As in the case of negotiable paper, however, the bonds must have all the characteristics of negotiability as to certainty of time, certainty of payment, payment in money and words of negotiability. Thus, the negotiability of bonds may be destroyed by stipulations rendering payment subject to contingencies, as when the majority holders of like bonds may change, alter, or postpone, from time to time, the payment of the principal sum. In the same way, where bonds were made payable to a person named, "or assignees" and not "or bearer," they were merely assignable and not negotiable, and the holder could maintain an action in his own name only by a statement in writing to that effect by the last previous holder.
Also, if fraud or illegality exists at the very making of the bonds which acts against their validity, these may be shown against a bona fide purchaser. Thus, where a corporation officer's name is forged to a bond, or it is issued without the proper authority, it is, in fact, not a bond, and a bona fide purchaser is not protected. If the certificate of the trustee is necessary to the validity of a bond, and the bond is stolen without such certificate, if this is forged, and later the bond is sold to a bona fide purchaser, he is not protected. And it has been held that the failure of a corporation, whose incomplete bonds were stolen, to notify the public that they have been stolen, does not constitute such negligence as would make the company liable.

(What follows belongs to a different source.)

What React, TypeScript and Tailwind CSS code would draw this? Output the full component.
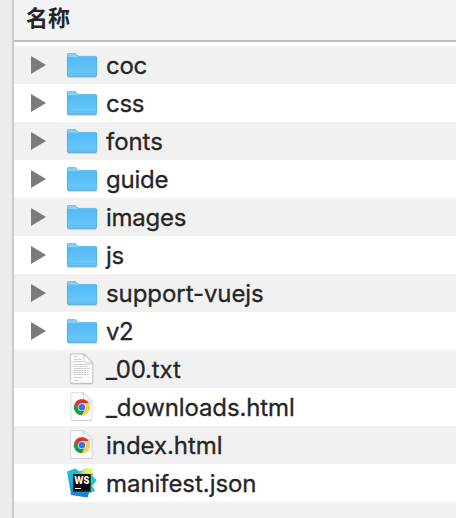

In the Story Case, the bonds were actually issued by the company, but they did not have the authority of the trustees. The mortgage security, therefore, has not been properly executed, and the bonds are an unsecured claim against the company. The bondholders can have payment only on a pro rata basis with the other general creditors of the company. They share, however, not on the basis of money paid for the bonds, but on the face of the bonds. Therefore, the estate has an unsecured claim for $20,000.